TASK MATERIAL >>
§
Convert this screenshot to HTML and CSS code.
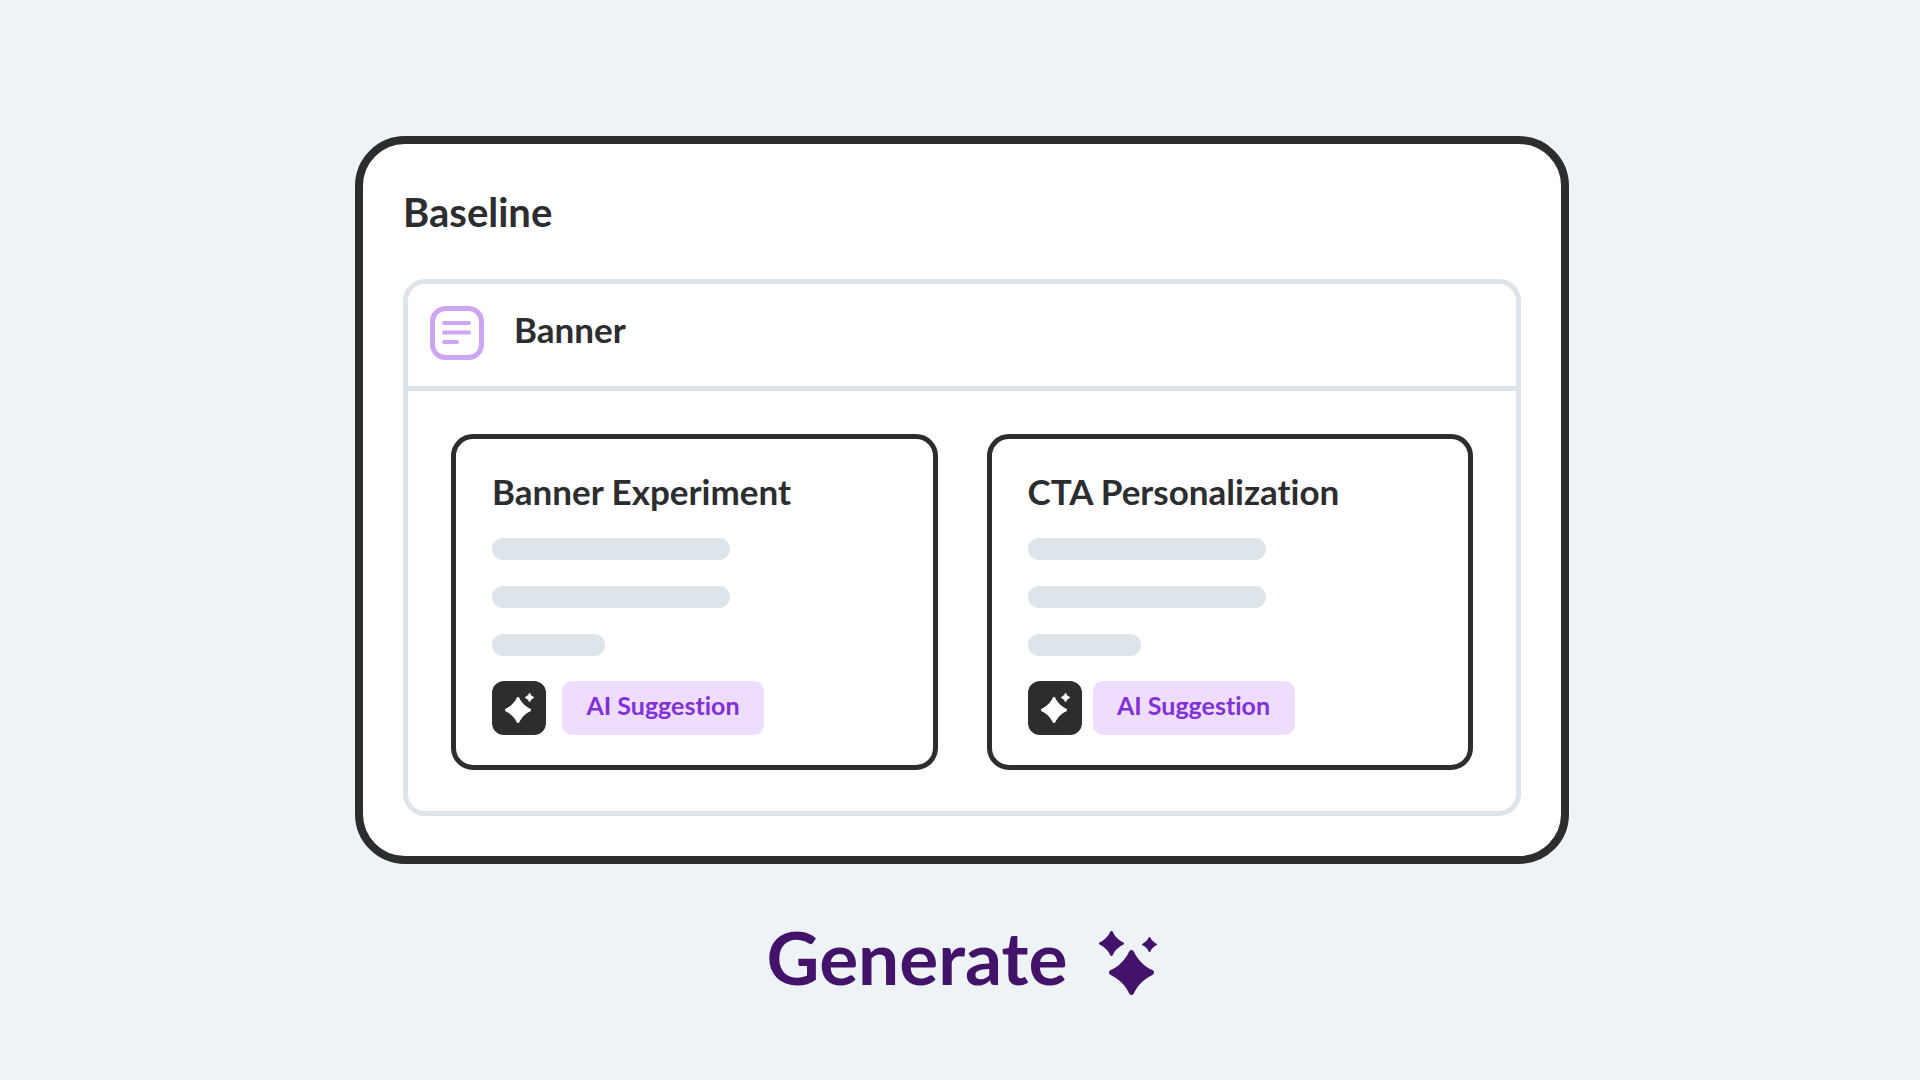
§
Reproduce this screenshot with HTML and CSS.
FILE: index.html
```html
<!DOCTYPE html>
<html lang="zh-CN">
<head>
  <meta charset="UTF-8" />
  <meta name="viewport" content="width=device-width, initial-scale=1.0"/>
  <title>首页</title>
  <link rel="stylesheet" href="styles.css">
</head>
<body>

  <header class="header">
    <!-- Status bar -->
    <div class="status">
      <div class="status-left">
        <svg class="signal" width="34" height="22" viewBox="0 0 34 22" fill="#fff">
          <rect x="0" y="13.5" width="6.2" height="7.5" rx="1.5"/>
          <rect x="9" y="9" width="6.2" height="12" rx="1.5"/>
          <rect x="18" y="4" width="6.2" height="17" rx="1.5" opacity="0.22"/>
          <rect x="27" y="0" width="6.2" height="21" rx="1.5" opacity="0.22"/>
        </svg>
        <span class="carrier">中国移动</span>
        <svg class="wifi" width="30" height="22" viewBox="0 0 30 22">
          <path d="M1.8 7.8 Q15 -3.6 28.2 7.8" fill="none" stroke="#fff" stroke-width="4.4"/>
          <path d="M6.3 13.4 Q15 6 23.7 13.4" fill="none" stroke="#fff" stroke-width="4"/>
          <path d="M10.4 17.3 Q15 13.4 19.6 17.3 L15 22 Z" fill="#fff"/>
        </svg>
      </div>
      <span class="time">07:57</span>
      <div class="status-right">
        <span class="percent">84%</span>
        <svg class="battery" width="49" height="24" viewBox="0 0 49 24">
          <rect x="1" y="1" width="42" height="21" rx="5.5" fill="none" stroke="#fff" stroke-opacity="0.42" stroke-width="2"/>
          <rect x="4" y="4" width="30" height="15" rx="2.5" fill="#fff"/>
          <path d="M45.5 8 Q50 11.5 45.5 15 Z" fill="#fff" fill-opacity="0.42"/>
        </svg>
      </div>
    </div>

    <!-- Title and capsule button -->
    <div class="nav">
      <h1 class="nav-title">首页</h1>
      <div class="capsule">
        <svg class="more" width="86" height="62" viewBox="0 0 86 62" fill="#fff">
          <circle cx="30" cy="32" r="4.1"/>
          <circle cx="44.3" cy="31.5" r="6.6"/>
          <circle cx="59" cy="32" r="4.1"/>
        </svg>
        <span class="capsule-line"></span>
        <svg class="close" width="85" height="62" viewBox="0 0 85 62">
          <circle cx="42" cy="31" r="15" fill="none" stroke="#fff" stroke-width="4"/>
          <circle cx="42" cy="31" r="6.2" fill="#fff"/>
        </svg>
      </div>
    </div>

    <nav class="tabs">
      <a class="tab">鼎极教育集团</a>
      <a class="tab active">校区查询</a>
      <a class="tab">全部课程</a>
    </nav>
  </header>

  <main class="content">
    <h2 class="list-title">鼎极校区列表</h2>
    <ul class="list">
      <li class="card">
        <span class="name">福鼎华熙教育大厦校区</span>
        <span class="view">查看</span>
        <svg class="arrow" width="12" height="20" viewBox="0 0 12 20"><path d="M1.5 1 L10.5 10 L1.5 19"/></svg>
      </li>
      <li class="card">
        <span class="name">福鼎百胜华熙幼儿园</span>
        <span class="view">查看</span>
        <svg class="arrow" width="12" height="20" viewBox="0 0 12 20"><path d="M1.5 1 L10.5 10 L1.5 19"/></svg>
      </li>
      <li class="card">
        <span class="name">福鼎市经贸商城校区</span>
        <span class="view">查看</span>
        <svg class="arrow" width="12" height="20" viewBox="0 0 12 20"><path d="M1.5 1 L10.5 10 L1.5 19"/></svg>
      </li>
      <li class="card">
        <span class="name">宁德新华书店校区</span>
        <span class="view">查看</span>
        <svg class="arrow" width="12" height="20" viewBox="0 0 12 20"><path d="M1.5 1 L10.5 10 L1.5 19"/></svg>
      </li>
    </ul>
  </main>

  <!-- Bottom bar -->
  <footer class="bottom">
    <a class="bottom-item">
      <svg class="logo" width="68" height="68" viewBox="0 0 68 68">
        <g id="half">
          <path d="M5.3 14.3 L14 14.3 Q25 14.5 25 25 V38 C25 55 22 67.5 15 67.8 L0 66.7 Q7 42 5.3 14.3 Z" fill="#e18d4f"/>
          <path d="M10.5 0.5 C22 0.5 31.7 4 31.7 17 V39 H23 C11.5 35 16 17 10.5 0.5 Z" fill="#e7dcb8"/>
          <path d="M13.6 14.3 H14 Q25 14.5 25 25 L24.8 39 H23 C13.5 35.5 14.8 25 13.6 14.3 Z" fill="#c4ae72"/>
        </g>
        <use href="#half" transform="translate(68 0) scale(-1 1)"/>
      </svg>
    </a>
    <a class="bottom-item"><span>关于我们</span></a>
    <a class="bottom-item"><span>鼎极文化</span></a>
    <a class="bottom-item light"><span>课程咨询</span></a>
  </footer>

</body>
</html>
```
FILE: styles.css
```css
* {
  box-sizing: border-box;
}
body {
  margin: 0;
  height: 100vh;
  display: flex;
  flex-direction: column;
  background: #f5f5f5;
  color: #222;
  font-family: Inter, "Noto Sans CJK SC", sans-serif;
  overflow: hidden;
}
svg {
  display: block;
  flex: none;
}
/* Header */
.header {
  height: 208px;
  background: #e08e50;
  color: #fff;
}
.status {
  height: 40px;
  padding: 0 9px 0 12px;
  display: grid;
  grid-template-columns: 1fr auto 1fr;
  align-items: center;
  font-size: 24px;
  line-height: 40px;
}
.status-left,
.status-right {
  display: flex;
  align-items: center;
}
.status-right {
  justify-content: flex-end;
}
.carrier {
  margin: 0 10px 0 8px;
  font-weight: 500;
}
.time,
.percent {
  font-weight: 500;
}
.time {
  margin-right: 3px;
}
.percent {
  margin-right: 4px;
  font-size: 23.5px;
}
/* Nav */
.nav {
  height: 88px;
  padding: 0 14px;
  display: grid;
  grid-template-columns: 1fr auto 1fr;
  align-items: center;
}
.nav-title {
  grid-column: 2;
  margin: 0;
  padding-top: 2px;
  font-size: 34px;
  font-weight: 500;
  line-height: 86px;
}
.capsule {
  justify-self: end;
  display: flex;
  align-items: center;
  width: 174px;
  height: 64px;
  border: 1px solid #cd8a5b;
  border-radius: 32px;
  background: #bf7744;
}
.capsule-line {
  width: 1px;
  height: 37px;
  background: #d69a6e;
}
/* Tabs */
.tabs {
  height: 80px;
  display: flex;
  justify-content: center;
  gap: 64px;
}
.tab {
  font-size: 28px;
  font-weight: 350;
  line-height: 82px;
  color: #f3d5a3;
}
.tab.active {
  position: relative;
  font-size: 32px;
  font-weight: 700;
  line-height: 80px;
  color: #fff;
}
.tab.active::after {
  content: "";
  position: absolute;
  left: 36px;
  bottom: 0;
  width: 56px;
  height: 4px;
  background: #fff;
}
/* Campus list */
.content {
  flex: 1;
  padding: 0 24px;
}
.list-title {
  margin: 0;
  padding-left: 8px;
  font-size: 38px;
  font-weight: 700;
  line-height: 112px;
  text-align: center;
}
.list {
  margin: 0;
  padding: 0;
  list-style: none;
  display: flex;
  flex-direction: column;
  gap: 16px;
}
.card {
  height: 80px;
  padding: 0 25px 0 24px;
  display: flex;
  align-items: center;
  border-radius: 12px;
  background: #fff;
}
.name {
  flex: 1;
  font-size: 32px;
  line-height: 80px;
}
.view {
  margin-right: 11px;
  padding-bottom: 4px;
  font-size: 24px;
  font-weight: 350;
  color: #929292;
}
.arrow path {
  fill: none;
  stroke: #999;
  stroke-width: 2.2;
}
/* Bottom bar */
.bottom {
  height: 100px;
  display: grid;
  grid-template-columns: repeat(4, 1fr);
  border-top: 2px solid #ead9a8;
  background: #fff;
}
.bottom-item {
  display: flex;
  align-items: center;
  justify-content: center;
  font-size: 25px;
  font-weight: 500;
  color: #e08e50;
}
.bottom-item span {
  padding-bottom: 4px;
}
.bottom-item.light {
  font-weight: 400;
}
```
§
BRIEF >> Gather all lines of the records that include the word "this".

REPLY TO THE EXERCISE >>
Convert this screenshot to HTML and CSS code.
Reproduce this screenshot with HTML and CSS.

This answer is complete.